- _PROVIDED MATERIAL_
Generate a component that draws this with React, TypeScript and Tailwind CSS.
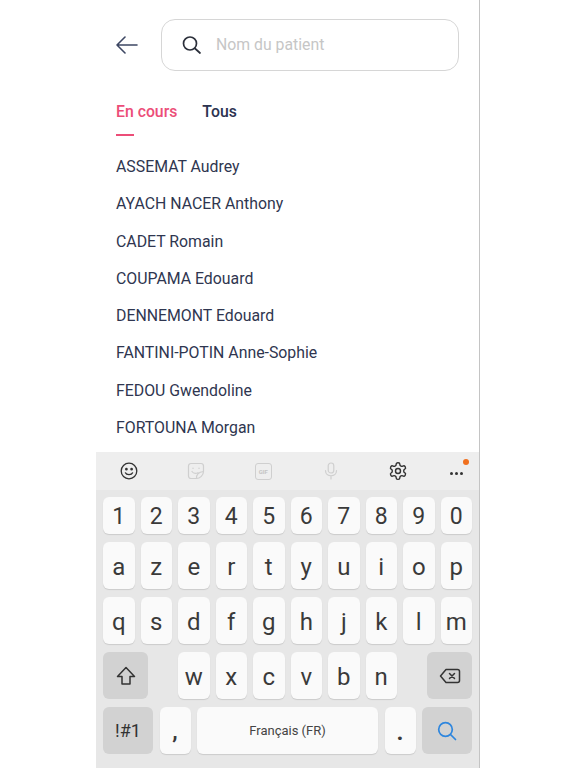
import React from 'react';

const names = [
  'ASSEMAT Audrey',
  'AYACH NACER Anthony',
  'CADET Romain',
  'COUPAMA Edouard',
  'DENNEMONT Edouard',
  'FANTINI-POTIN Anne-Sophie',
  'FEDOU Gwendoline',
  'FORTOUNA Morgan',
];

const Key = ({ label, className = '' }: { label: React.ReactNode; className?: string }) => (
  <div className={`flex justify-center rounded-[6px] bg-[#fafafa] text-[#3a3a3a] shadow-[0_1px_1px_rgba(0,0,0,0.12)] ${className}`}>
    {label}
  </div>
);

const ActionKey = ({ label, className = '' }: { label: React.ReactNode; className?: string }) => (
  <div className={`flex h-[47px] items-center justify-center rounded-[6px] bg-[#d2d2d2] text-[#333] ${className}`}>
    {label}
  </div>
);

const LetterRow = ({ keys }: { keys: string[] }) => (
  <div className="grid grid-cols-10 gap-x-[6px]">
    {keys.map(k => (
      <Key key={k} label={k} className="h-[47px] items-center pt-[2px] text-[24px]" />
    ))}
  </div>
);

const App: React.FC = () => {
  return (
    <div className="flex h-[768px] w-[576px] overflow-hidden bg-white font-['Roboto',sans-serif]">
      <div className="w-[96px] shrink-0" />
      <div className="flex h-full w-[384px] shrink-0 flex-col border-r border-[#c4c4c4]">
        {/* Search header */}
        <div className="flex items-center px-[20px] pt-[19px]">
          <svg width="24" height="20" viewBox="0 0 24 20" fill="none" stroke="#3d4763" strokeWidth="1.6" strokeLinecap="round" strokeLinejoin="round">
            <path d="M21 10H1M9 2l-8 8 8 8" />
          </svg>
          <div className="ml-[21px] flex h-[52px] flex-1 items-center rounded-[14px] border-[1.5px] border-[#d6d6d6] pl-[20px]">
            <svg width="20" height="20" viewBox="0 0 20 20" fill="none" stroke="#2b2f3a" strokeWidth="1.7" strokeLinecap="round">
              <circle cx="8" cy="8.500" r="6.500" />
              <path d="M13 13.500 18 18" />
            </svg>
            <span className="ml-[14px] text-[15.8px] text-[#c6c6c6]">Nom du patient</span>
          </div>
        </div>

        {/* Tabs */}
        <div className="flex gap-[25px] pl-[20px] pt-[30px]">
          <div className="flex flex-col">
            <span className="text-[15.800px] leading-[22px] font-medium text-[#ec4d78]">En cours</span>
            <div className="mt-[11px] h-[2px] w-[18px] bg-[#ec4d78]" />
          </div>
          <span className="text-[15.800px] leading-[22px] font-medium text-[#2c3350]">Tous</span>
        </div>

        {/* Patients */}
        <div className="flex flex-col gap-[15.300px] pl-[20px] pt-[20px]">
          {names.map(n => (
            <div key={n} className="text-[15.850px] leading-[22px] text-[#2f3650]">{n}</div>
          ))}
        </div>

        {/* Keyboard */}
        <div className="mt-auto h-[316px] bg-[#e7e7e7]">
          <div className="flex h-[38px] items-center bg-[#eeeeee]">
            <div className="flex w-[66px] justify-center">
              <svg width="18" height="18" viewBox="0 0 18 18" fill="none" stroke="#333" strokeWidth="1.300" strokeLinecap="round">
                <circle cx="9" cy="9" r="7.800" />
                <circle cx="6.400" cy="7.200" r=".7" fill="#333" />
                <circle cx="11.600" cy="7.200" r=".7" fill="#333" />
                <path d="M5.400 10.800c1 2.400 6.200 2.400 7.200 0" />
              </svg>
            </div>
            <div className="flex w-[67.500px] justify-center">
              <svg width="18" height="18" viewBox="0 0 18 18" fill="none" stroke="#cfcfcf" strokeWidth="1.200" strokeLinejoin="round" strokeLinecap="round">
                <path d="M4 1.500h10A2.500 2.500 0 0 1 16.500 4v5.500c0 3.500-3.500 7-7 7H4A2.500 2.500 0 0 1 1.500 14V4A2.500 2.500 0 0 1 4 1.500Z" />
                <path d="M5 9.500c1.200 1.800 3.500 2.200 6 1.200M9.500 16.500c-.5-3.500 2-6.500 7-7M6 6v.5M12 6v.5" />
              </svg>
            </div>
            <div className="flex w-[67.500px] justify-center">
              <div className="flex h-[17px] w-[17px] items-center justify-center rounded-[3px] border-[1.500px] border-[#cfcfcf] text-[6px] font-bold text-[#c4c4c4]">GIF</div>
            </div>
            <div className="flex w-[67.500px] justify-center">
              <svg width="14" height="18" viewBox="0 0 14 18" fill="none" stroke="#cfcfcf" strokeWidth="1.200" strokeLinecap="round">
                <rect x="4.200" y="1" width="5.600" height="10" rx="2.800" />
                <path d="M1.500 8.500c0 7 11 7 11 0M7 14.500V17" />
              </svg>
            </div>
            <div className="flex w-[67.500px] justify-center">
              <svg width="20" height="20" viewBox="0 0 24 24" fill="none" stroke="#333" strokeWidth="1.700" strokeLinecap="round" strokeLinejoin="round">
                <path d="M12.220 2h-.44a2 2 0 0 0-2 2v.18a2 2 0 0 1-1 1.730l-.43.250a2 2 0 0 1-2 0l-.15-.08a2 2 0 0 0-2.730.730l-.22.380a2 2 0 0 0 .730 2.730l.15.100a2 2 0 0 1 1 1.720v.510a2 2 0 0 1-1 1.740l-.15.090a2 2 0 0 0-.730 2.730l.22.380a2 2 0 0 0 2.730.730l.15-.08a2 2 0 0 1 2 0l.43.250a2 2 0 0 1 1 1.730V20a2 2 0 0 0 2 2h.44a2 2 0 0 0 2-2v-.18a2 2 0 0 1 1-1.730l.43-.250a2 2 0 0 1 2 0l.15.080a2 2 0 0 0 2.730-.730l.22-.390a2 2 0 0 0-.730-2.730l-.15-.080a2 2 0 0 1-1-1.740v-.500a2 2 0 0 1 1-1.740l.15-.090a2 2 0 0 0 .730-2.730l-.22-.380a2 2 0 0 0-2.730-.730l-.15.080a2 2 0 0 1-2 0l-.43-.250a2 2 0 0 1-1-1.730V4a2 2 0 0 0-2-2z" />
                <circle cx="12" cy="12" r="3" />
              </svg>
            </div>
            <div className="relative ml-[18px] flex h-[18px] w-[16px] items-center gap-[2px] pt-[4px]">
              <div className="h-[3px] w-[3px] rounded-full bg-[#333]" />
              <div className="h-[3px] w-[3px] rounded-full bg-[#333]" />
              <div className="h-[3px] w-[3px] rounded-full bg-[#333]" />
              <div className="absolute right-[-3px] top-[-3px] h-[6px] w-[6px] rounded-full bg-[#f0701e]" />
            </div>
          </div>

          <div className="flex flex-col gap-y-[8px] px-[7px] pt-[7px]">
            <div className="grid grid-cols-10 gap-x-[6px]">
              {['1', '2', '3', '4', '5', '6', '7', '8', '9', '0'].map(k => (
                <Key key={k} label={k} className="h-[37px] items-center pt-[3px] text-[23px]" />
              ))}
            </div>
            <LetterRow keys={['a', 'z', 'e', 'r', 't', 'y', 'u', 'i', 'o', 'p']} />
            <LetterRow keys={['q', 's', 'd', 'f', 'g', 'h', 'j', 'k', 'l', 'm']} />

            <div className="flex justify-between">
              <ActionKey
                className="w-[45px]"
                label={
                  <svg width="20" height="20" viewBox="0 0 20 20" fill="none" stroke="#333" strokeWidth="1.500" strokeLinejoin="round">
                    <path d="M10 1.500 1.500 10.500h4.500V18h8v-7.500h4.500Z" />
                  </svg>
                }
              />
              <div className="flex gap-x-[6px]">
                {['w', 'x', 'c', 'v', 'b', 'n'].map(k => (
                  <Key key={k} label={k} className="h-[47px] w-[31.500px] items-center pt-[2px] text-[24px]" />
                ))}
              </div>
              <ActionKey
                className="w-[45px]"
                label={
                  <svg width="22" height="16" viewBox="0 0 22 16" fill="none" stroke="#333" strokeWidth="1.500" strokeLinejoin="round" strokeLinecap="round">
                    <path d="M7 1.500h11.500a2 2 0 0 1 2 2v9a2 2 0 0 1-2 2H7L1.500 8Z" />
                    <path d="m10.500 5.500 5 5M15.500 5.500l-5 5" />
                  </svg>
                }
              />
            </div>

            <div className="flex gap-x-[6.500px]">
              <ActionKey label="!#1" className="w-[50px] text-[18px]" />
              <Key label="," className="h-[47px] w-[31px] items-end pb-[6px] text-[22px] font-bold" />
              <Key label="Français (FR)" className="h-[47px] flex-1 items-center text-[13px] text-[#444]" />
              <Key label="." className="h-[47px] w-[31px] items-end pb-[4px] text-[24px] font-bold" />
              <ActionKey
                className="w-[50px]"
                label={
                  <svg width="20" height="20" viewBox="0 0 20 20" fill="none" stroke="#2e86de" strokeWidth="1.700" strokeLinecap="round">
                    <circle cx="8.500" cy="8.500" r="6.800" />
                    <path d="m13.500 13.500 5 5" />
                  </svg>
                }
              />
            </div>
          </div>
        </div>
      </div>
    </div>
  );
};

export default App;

- _YOUR GOAL_
Pick out every line above that holds the word "React" and copy it.

- _WRITTEN REPLY_
Generate a component that draws this with React, TypeScript and Tailwind CSS.
import React from 'react';
const Key = ({ label, className = '' }: { label: React.ReactNode; className?: string }) => (
const ActionKey = ({ label, className = '' }: { label: React.ReactNode; className?: string }) => (
const App: React.FC = () => {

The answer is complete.